▸ Given problem
Please transcribe the data below exactly. Leave the pictures out.

▸ Information shown
———
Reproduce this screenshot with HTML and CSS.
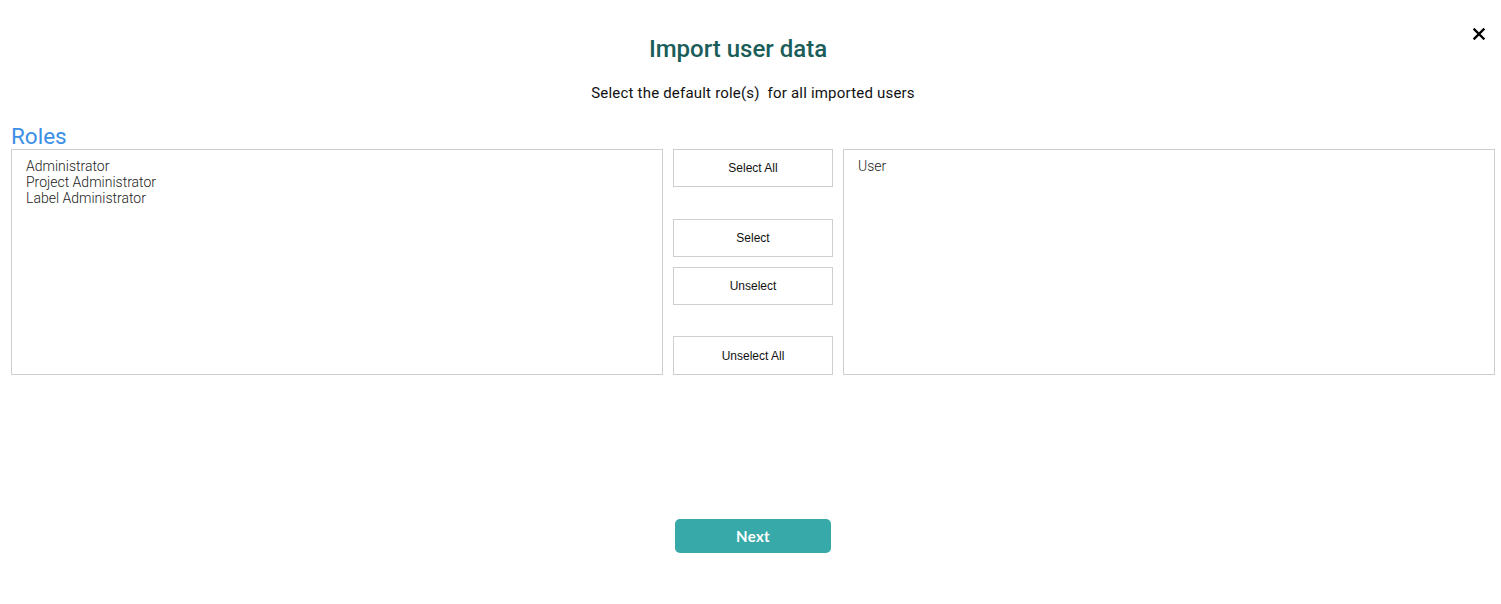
FILE: index.html
```html
<!DOCTYPE html>
<html>
<head>
<meta charset="utf-8">
<link rel="stylesheet" href="styles.css">
</head>
<body>
<div class="dialog">
  <button class="close" aria-label="Close">
    <svg width="12" height="12" viewBox="0 0 12 12"><path d="M1.5 1.5 L10.5 10.5 M10.5 1.5 L1.5 10.5" stroke="#000" stroke-width="2.4" stroke-linecap="square"/></svg>
  </button>
  <h1 class="title">Import user data</h1>
  <p class="subtitle">Select the default role(s)&nbsp; for all imported users</p>
  <div class="roles-label">Roles</div>
  <div class="picker">
    <div class="listbox">
      <div class="item">Administrator</div>
      <div class="item">Project Administrator</div>
      <div class="item">Label Administrator</div>
    </div>
    <div class="actions">
      <button class="act">Select All</button>
      <button class="act act-select">Select</button>
      <button class="act act-unselect">Unselect</button>
      <button class="act act-unall">Unselect All</button>
    </div>
    <div class="listbox">
      <div class="item">User</div>
    </div>
  </div>
  <div class="footer">
    <button class="next">Next</button>
  </div>
</div>
</body>
</html>
```

FILE: styles.css
```css
html, body {
  margin: 0;
  padding: 0;
  background: #fff;
}
body {
  font-family: Roboto, "Liberation Sans", sans-serif;
  width: 1501px;
  height: 604px;
  overflow: hidden;
}
.dialog {
  position: relative;
  padding: 0 6px 0 11px;
}
.close {
  position: absolute;
  top: 28px;
  left: 1473px;
  width: 12px;
  height: 12px;
  padding: 0;
  border: 0;
  background: none;
  display: flex;
}
.title {
  margin: 0;
  padding-top: 34px;
  padding-right: 30px;
  height: 30px;
  line-height: 30px;
  text-align: center;
  font-size: 24px;
  font-weight: 500;
  color: #1b5d59;
}
.subtitle {
  margin: 0;
  padding-top: 20px;
  height: 18px;
  line-height: 18px;
  text-align: center;
  font-size: 15px;
  letter-spacing: 0.2px;
  color: #111;
}
.roles-label {
  margin-top: 21px;
  height: 26px;
  line-height: 26px;
  font-size: 22.5px;
  color: #3b8fe6;
  font-weight: 400;
}
.picker {
  display: flex;
  gap: 10px;
  height: 226px;
}
.listbox {
  flex: 0 0 652px;
  box-sizing: border-box;
  border: 1px solid #cfcfcf;
  padding: 8px 14px;
}
.item {
  font-size: 14px;
  line-height: 16px;
  color: #222;
  font-weight: 300;
}
.actions {
  flex: 0 0 160px;
  display: flex;
  flex-direction: column;
}
.act {
  box-sizing: border-box;
  height: 38px;
  width: 160px;
  border: 1px solid #cfcfcf;
  background: #fff;
  font-family: "Liberation Sans", Arial, sans-serif;
  font-size: 12px;
  color: #111;
  padding: 0;
}
.act-select { margin-top: 32px; }
.act-unselect { margin-top: 10px; }
.act-unall { margin-top: 31px; height: 39px; }
.footer {
  display: flex;
  justify-content: center;
  padding-top: 144px;
}
.next {
  width: 156px;
  height: 34px;
  border: 0;
  border-radius: 5px;
  background: #37a9a8;
  color: #fff;
  font-family: Lato, "Open Sans", sans-serif;
  font-weight: 700;
  font-size: 15px;
  letter-spacing: 0.3px;
}
```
———
▸ Solved exercise
Reproduce this screenshot with HTML and CSS.
FILE: index.html
```html
<!DOCTYPE html>
<html>
<head>
<meta charset="utf-8">
<link rel="stylesheet" href="styles.css">
</head>
<body>
<div class="dialog">
  <button class="close" aria-label="Close">
    <svg width="12" height="12" viewBox="0 0 12 12"><path d="M1.5 1.5 L10.5 10.5 M10.5 1.5 L1.5 10.5" stroke="#000" stroke-width="2.4" stroke-linecap="square"/></svg>
  </button>
  <h1 class="title">Import user data</h1>
  <p class="subtitle">Select the default role(s)&nbsp; for all imported users</p>
  <div class="roles-label">Roles</div>
  <div class="picker">
    <div class="listbox">
      <div class="item">Administrator</div>
      <div class="item">Project Administrator</div>
      <div class="item">Label Administrator</div>
    </div>
    <div class="actions">
      <button class="act">Select All</button>
      <button class="act act-select">Select</button>
      <button class="act act-unselect">Unselect</button>
      <button class="act act-unall">Unselect All</button>
    </div>
    <div class="listbox">
      <div class="item">User</div>
    </div>
  </div>
  <div class="footer">
    <button class="next">Next</button>
  </div>
</div>
</body>
</html>
```

FILE: styles.css
```css
html, body {
  margin: 0;
  padding: 0;
  background: #fff;
}
body {
  font-family: Roboto, "Liberation Sans", sans-serif;
  width: 1501px;
  height: 604px;
  overflow: hidden;
}
.dialog {
  position: relative;
  padding: 0 6px 0 11px;
}
.close {
  position: absolute;
  top: 28px;
  left: 1473px;
  width: 12px;
  height: 12px;
  padding: 0;
  border: 0;
  background: none;
  display: flex;
}
.title {
  margin: 0;
  padding-top: 34px;
  padding-right: 30px;
  height: 30px;
  line-height: 30px;
  text-align: center;
  font-size: 24px;
  font-weight: 500;
  color: #1b5d59;
}
.subtitle {
  margin: 0;
  padding-top: 20px;
  height: 18px;
  line-height: 18px;
  text-align: center;
  font-size: 15px;
  letter-spacing: 0.2px;
  color: #111;
}
.roles-label {
  margin-top: 21px;
  height: 26px;
  line-height: 26px;
  font-size: 22.5px;
  color: #3b8fe6;
  font-weight: 400;
}
.picker {
  display: flex;
  gap: 10px;
  height: 226px;
}
.listbox {
  flex: 0 0 652px;
  box-sizing: border-box;
  border: 1px solid #cfcfcf;
  padding: 8px 14px;
}
.item {
  font-size: 14px;
  line-height: 16px;
  color: #222;
  font-weight: 300;
}
.actions {
  flex: 0 0 160px;
  display: flex;
  flex-direction: column;
}
.act {
  box-sizing: border-box;
  height: 38px;
  width: 160px;
  border: 1px solid #cfcfcf;
  background: #fff;
  font-family: "Liberation Sans", Arial, sans-serif;
  font-size: 12px;
  color: #111;
  padding: 0;
}
.act-select { margin-top: 32px; }
.act-unselect { margin-top: 10px; }
.act-unall { margin-top: 31px; height: 39px; }
.footer {
  display: flex;
  justify-content: center;
  padding-top: 144px;
}
.next {
  width: 156px;
  height: 34px;
  border: 0;
  border-radius: 5px;
  background: #37a9a8;
  color: #fff;
  font-family: Lato, "Open Sans", sans-serif;
  font-weight: 700;
  font-size: 15px;
  letter-spacing: 0.3px;
}
```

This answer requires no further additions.